I have posted several questions about this and now I have another question. My mom, 69 with MS almost died this past week due to a medication screw up. On the four day of her not eating and she was unable to swallow or talk, I contacted hospice and they said they would sign her up the next day. The day after I contacted them, my mom started getting better and started eating and drinking a little. Hospice didn't contact me again until today. Today my mom is able to eat and drink. But she is bedridden now and very depressed. The nurse told me today that my mom said several times that she wishes she was dead. She was ready to die and I think she is disappointed to still be alive. Hospice talked to my moms PN who gave her the all clear to be signed up for hospice today. But now that she is eating and drinking I don't feel she needs it... but should I still sign her up? I really don't want my mom to go, but if she is ready I need to respect her wishes. Is hospice something that will help her pass away? :( i can clarify wherever I don't make sense so please ask any questions. It's been a long week.

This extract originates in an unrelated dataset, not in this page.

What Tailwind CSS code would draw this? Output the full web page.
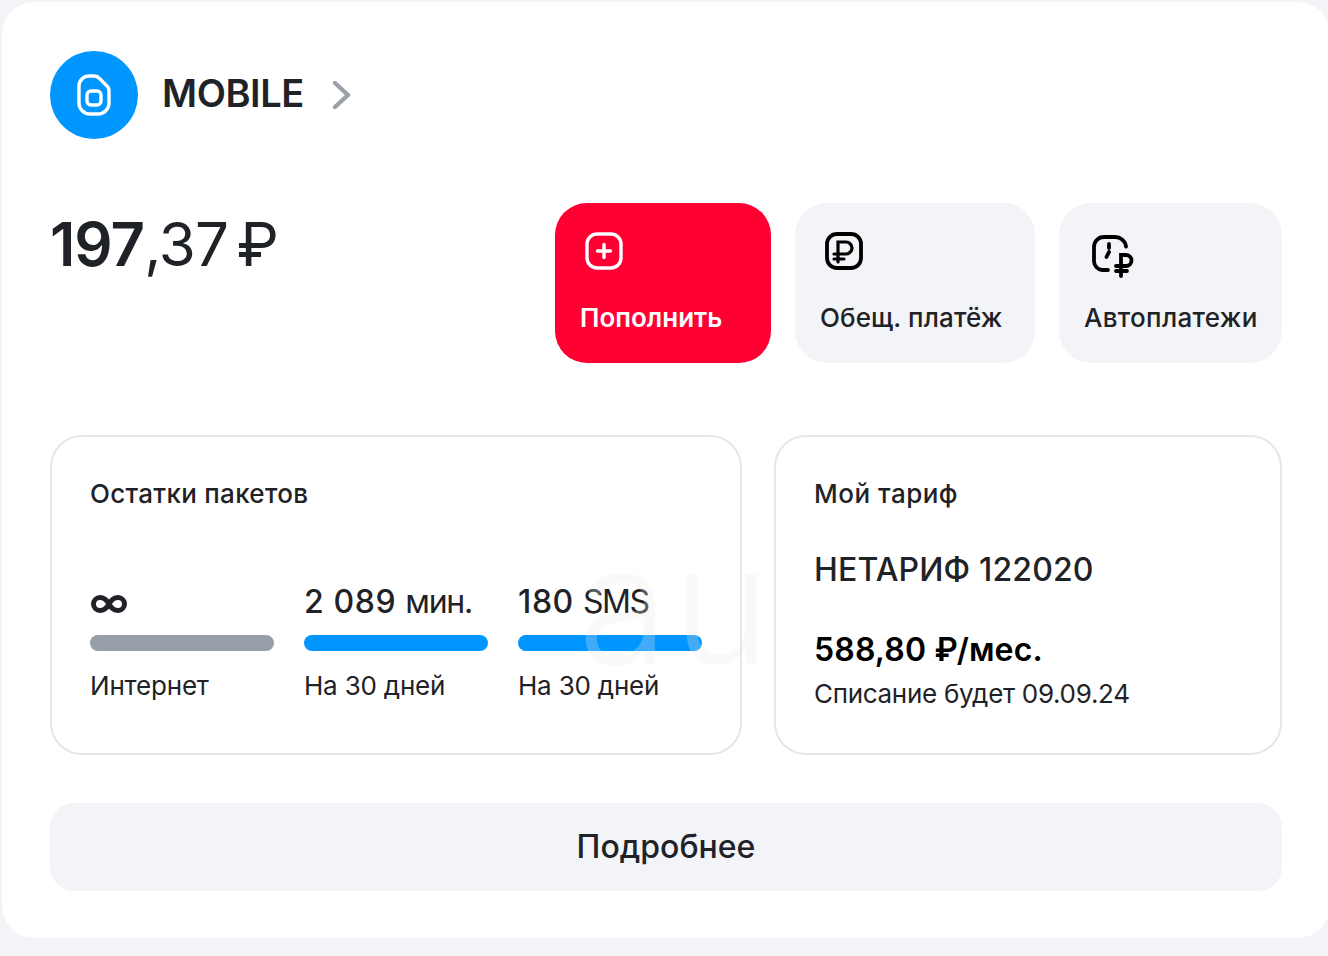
<!DOCTYPE html>
<html lang="ru">
<head>
  <meta charset="UTF-8">
  <title>MOBILE</title>
  <script src="https://cdn.jsdelivr.net/npm/@tailwindcss/browser@4"></script>
</head>
<body class="bg-[#f2f4f8] w-[1328px] h-[956px] overflow-hidden font-['Inter',sans-serif] text-[#1f2226]">
  <div class="relative mt-[2px] ml-[2px] w-[1328px] h-[936px] bg-white rounded-[32px] pt-[49px] px-[48px]">
    <!-- шапка -->
    <div class="flex items-center h-[88px]">
      <div class="w-[88px] h-[88px] rounded-full bg-[#0096ff] flex items-center justify-center">
        <svg width="36" height="44" viewBox="0 0 36 44" fill="none" stroke="#fff" stroke-width="3.4">
          <path d="M3 13a10 10 0 0 1 10-10h5a7 7 0 0 1 5 2l8 8a7 7 0 0 1 2 5V30a11 11 0 0 1-11 11H14A11 11 0 0 1 3 30z"/>
          <rect x="11" y="18" width="14" height="14" rx="4"/>
        </svg>
      </div>
      <span class="ml-[24px] mb-[3px] text-[38px] font-[560] tracking-[-0.4px]">MOBILE</span>
      <svg class="ml-[27px]" width="20" height="32" viewBox="0 0 20 32" fill="none" stroke="#9aa1a9" stroke-width="4.4" stroke-linecap="round" stroke-linejoin="round">
        <path d="M4 4l13 12L4 28"/>
      </svg>
    </div>

    <!-- баланс и кнопки -->
    <div class="flex justify-between mt-[64px]">
      <div class="text-[60px] leading-[80px] tracking-[-1px] pt-[1px]"><span class="font-semibold">197</span><span class="font-normal">,37</span><span class="font-normal ml-[9px]">₽</span></div>
      <div class="flex gap-[24px]">
        <div class="w-[216px] h-[160px] rounded-[32px] bg-[#ff0032] text-white pl-[25px] pt-[24px]">
          <svg width="48" height="48" viewBox="0 0 48 48" fill="none" stroke="#fff" stroke-width="3.4" stroke-linecap="round">
            <rect x="7" y="7" width="34" height="34" rx="10"/>
            <path d="M24 17.500v13M17.500 24h13"/>
          </svg>
          <div class="mt-[27px] text-[26px] leading-[32px] font-semibold">Пополнить</div>
        </div>
        <div class="w-[240px] h-[160px] rounded-[32px] bg-[#f2f4f8] pl-[25px] pt-[24px]">
          <svg width="48" height="48" viewBox="0 0 48 48" fill="none" stroke="#000" stroke-width="3.800" stroke-linecap="round">
            <rect x="7" y="7" width="34" height="34" rx="10"/>
            <path stroke-width="3.200" d="M18 35V15h8a6 6 0 0 1 0 12H14M14 32h10"/>
          </svg>
          <div class="mt-[27px] text-[26px] leading-[32px] font-[550] tracking-[0.1px]">Обещ. платёж</div>
        </div>
        <div class="w-[223px] h-[160px] rounded-[32px] bg-[#f2f4f8] pl-[25px] pt-[24px]">
          <svg class="ml-[3px] overflow-visible" width="48" height="48" viewBox="0 0 48 48" fill="none" stroke="#000" stroke-width="3.800" stroke-linecap="round">
            <path d="M21 43h-6a9 9 0 0 1-8-8.500V20a10 10 0 0 1 10-10h11a11 11 0 0 1 11 9.500"/>
            <path d="M22 17v4M22 25l-2.500 5"/>
            <path d="M34 49V28h5a5.500 5.500 0 0 1 0 11H29M29 44h11"/>
          </svg>
          <div class="mt-[27px] text-[26px] leading-[32px] font-[550] tracking-[0.3px]">Автоплатежи</div>
        </div>
      </div>
    </div>

    <!-- карточки -->
    <div class="flex gap-[32px] mt-[72px]">
      <div class="w-[692px] h-[320px] rounded-[32px] border-2 border-[#e4e6e9] pl-[38px] pr-[38px] pt-[39px]">
        <div class="text-[26px] leading-[36px] font-[550] tracking-[0.3px]">Остатки пакетов</div>
        <div class="grid grid-cols-3 gap-[30px] mt-[70px]">
          <div>
            <div class="h-[40px] flex items-center pt-[3px]">
              <svg width="38" height="20" viewBox="0 0 38 20" fill="none" stroke="#1f2226" stroke-width="5">
                <path d="M19 10C16.500 5.500 13.500 3.500 10 3.500a6.500 6.500 0 0 0 0 13c3.500 0 6.500-2 9-6.500s5.500-6.500 9-6.500a6.500 6.500 0 0 1 0 13c-3.500 0-6.500-2-9-6.500z"/>
              </svg>
            </div>
            <div class="h-[16px] mt-[13px] rounded-full bg-[#969fa8]"></div>
            <div class="mt-[17px] text-[26px] leading-[36px] tracking-[-0.2px]">Интернет</div>
          </div>
          <div>
            <div class="h-[40px] text-[32px] leading-[40px] whitespace-nowrap"><span class="font-[550] tracking-[0.6px]">2 089</span> <span class="tracking-[-1.2px]">мин.</span></div>
            <div class="h-[16px] mt-[13px] rounded-full bg-[#0096ff]"></div>
            <div class="mt-[17px] text-[26px] leading-[36px] tracking-[-0.2px]">На 30 дней</div>
          </div>
          <div>
            <div class="h-[40px] text-[32px] leading-[40px] whitespace-nowrap"><span class="font-[550] tracking-[0.6px]">180</span> <span class="tracking-[-1.4px]">SMS</span></div>
            <div class="h-[16px] mt-[13px] rounded-full bg-[#0096ff]"></div>
            <div class="mt-[17px] text-[26px] leading-[36px] tracking-[-0.2px]">На 30 дней</div>
          </div>
        </div>
      </div>
      <div class="w-[508px] h-[320px] rounded-[32px] border-2 border-[#e4e6e9] pl-[38px] pt-[39px]">
        <div class="text-[26px] leading-[36px] font-[550] tracking-[0.5px]">Мой тариф</div>
        <div class="mt-[38px] text-[32px] leading-[40px] font-[550] tracking-[0.15px]">НЕТАРИФ 122020</div>
        <div class="mt-[40px] text-[32px] leading-[40px] font-semibold text-black tracking-[0.15px]">588,80 ₽/мес.</div>
        <div class="mt-[6px] text-[26px] leading-[36px] tracking-[-0.3px]">Списание будет 09.09.24</div>
      </div>
    </div>

    <div class="mt-[48px] h-[88px] rounded-[24px] bg-[#f2f4f8] flex items-center justify-center text-[32px] font-[550]">Подробнее</div>

    <!-- водяной знак -->
    <div class="absolute left-[576px] top-[520px] pointer-events-none whitespace-nowrap">
      <div class="text-[165px] leading-[165px] font-light tracking-[4px] text-white/25 [text-shadow:0_0_1px_#00000008]">au</div>
      <div class="ml-[19px] -mt-[12px] text-[38px] leading-[44px] font-light tracking-[1px] text-[#00000005]">интернет-аудит</div>
    </div>
  </div>
</body>
</html>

20 x 4 = 80 mg a day is the top recommended dose - going higher can be done in young spinal cord patients who tolerate it - but an elderly person with poorer kidney function would have a HARD time metabolizing that much. Big sigh and hoe things keep looking up.

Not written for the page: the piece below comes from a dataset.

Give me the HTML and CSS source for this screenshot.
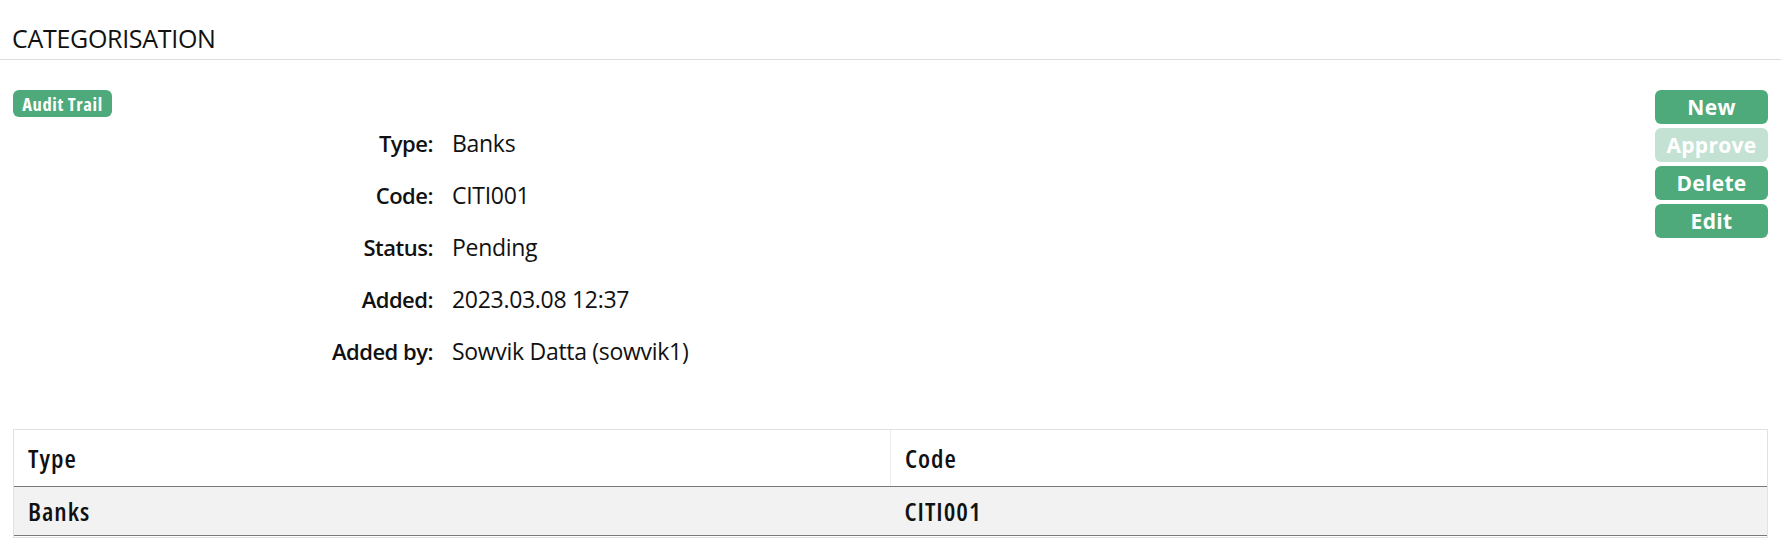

Aaand - well here's the rub - baclofen does not work for ALL kinds of muscle spasms. It just doesn't do much unless you have spasms from spnal cord or brain problems...or a very rare muscle disease or two... and it does help hiccups. We use lots of it in my peds rehab practice and side effects are an issue, but you just have to deal with it intelligently and not suddenly withdraw from high doses which notoriously causes itching, spasms, halluicnations, etc. If it is intrathecal baclofen sudden dysfunction of the pump that withdrawal can even be fatal.
Some idea of what caused the spasms in the first place - checking electrolytes, calcium magnesium, and vitamin D levels at a minimum - would really help guide treatment a lot better. So sorry this was mishandled so badly. I normally do not just jump in and say something was bad without a lot of details, but I can't see how this wasn't just completely wrong. All that said, with decent management she ought to recover from it.

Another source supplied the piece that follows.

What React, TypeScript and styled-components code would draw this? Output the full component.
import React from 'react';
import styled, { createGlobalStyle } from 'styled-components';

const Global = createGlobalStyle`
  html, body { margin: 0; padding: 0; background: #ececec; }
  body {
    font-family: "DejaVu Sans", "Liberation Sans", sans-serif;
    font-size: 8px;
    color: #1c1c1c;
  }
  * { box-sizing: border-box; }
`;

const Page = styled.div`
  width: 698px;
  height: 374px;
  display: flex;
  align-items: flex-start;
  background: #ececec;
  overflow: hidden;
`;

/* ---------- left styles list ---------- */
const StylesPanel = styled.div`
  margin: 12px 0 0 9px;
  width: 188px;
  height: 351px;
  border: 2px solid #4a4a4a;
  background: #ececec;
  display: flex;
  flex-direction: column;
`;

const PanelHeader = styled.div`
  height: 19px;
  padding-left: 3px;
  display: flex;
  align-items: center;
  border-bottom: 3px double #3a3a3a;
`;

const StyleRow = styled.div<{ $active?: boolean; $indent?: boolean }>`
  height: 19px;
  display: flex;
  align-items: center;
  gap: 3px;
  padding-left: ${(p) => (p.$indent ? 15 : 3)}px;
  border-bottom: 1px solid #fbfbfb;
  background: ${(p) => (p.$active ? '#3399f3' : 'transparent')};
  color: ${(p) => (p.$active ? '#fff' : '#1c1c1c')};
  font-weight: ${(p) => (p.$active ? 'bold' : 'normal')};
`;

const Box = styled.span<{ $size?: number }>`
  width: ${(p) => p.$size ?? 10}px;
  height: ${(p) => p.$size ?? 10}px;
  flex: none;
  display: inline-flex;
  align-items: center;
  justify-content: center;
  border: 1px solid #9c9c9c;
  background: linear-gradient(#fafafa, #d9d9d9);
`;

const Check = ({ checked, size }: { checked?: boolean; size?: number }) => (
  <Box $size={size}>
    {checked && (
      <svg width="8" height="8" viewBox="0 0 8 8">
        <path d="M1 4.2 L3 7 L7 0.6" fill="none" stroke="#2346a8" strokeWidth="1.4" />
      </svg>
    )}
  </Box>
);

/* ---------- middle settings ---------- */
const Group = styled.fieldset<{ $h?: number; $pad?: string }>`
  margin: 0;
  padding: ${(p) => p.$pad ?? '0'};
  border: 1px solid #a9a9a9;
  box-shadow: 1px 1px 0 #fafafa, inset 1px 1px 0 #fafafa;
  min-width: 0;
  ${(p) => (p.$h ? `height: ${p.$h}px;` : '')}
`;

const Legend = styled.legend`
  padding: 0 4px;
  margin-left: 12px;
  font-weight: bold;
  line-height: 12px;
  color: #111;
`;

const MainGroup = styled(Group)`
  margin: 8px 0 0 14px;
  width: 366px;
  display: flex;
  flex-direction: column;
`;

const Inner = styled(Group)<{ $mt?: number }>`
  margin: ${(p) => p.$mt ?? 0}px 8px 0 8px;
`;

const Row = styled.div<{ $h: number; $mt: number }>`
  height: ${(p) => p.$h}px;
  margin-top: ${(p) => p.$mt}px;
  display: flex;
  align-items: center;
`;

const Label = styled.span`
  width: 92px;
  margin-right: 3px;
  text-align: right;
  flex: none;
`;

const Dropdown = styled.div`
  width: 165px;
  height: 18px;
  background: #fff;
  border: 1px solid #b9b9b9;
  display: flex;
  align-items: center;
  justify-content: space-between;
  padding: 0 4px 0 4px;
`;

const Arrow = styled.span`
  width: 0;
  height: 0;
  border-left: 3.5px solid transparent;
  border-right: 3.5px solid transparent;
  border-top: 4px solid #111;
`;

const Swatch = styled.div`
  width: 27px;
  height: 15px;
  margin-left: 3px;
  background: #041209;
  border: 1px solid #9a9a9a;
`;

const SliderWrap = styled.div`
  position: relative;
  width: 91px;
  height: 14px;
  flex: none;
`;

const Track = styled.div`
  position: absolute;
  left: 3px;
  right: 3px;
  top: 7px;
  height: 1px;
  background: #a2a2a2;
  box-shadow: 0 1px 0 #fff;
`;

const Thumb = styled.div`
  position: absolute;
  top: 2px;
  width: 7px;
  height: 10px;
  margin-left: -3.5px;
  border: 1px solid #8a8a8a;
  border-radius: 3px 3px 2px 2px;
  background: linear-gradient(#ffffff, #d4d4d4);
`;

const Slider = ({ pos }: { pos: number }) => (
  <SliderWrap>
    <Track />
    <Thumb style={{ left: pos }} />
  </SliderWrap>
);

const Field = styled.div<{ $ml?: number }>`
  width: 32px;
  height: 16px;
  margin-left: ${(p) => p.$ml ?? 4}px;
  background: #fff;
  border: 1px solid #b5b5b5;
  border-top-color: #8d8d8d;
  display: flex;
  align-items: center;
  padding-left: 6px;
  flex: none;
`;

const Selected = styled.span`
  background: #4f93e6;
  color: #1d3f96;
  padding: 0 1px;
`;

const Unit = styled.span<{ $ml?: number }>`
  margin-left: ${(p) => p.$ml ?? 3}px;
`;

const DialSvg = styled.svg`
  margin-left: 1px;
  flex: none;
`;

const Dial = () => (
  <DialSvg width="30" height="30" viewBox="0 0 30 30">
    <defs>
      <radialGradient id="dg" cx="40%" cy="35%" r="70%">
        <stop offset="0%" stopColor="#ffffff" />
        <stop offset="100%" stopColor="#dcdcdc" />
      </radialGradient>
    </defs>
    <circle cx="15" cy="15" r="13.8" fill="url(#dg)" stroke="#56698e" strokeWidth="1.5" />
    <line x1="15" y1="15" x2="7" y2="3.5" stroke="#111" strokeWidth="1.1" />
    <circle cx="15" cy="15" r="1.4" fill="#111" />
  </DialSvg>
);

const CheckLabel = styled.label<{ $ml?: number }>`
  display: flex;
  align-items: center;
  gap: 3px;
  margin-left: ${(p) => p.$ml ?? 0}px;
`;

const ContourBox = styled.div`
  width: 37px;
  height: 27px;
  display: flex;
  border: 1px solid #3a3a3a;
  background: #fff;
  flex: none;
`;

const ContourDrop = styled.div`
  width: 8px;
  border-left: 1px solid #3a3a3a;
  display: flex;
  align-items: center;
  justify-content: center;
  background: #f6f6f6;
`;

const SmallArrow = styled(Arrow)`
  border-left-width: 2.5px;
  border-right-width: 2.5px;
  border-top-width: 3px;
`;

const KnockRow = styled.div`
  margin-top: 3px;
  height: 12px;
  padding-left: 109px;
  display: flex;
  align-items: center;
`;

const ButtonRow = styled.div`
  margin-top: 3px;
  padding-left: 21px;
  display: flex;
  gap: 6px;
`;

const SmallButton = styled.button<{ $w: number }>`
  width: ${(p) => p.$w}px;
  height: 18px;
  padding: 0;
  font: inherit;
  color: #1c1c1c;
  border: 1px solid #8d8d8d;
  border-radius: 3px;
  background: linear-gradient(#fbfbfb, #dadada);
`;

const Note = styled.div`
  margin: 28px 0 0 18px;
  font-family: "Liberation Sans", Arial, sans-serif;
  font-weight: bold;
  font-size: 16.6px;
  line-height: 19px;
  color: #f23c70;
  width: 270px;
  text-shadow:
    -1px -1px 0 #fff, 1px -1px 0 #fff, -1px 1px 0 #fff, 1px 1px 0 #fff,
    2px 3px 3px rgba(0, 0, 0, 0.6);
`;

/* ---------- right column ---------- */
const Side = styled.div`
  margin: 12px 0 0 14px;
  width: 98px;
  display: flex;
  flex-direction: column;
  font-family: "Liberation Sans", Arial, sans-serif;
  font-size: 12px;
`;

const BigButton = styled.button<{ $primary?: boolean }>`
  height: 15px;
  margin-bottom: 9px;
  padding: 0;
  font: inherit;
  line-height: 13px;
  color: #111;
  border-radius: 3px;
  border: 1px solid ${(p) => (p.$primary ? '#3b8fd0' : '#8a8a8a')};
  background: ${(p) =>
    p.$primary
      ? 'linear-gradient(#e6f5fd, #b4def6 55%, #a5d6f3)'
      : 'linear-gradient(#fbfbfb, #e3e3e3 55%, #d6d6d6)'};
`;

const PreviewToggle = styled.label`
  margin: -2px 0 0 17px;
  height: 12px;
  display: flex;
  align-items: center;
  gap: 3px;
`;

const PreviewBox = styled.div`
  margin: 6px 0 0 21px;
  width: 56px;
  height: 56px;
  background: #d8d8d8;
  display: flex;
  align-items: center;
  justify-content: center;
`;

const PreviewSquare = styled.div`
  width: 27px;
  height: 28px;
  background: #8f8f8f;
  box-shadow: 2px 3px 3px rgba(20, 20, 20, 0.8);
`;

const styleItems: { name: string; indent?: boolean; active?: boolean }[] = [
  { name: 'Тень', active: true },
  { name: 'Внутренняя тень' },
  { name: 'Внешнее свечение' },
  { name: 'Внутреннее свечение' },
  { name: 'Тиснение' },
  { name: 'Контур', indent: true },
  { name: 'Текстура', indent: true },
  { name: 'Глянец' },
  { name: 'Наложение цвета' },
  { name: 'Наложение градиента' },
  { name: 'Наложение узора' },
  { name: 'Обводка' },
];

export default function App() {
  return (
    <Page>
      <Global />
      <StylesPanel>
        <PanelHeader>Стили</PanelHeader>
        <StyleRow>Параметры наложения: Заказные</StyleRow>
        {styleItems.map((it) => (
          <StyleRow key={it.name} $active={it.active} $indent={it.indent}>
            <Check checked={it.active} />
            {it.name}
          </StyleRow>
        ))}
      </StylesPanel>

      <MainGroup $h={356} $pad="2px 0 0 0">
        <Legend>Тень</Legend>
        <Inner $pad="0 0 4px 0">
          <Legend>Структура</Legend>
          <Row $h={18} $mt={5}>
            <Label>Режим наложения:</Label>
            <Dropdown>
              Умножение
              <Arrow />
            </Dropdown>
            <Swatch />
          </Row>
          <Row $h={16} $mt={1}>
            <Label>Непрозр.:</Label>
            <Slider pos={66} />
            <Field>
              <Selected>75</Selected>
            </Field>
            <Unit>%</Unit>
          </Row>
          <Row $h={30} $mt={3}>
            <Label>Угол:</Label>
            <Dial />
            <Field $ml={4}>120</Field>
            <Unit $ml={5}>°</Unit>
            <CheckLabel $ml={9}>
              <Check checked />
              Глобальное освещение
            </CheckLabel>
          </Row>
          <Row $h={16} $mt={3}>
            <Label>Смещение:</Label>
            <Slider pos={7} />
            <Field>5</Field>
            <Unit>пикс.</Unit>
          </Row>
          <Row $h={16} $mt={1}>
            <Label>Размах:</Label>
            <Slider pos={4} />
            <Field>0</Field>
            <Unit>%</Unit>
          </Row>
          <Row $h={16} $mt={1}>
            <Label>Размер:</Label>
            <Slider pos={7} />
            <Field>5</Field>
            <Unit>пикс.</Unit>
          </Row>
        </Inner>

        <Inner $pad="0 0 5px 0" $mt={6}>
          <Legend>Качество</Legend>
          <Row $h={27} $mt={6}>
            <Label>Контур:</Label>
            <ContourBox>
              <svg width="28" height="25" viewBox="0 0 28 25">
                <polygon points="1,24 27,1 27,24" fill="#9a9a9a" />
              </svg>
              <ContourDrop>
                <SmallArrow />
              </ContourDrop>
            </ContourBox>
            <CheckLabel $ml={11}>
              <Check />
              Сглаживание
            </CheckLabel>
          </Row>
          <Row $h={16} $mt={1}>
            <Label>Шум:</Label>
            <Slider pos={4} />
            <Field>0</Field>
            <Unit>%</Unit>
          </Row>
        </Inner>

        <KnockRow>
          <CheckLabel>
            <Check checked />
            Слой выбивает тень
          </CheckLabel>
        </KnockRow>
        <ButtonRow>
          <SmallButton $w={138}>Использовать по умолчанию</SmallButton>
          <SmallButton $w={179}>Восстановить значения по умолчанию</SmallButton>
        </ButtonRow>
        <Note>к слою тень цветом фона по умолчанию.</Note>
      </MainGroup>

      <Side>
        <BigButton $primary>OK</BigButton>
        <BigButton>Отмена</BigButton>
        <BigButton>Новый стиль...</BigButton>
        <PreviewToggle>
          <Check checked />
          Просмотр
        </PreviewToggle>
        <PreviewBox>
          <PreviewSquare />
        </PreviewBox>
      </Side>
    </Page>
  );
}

This is where the mistake lays. There are bad withdrawals from this med. This gave my mom extreme pain, possible hallucinations as well as her being unable to use the call light during any of this. I came into the nursing home to find my mom having extreme muscle spasms yelling "help me help me" and unable to say anything else due to being in such bad pain. She fortunately doesn't remember any of it but her screaming as the paramedics took her away to the ER is too fresh in my mind. This is a very mentally competent woman I'm talking about: it made her go crazy. The ER ran tests and gave her Valium which slowly calmed her down then sent her back to the nursing home. Where she was too lethargic to eat for a few days as well as in lots of pain. The back of her head and neck was the worst pain, I think it was from being crippled over during her spasms as well as fighting the ER nurses (again that is just not her). I can try to answer any more questions about it.
My mother was in a nursing home and on hospice. She got additional attention, a comfortable geri-chair, an upgrade to her bed, and someone who could make medication decisions quickly. After several months she was discharged from hospice because she had gained weight and was judged to have a life expectancy of more than 6 months. She lived another 2 years.
Hospice does not "help someone pass away" in the sense that they speed it up. Not at all. They just make the natural processes that are taking place more comfortable for her and more understandable for you. If Mom's body is not ready to die, they will not make it happen (even if your mom wants that).
My husband was on hospice in our home for 5 weeks before his death. Both my mother and my husband continued to eat and drink while on hospice. This is mostly determined by the disease process.
Since your mother has been accepted into the hospice program, I don't see any downside. If your mother's condition improves now that she is eating and drinking, she will be discharged from the program.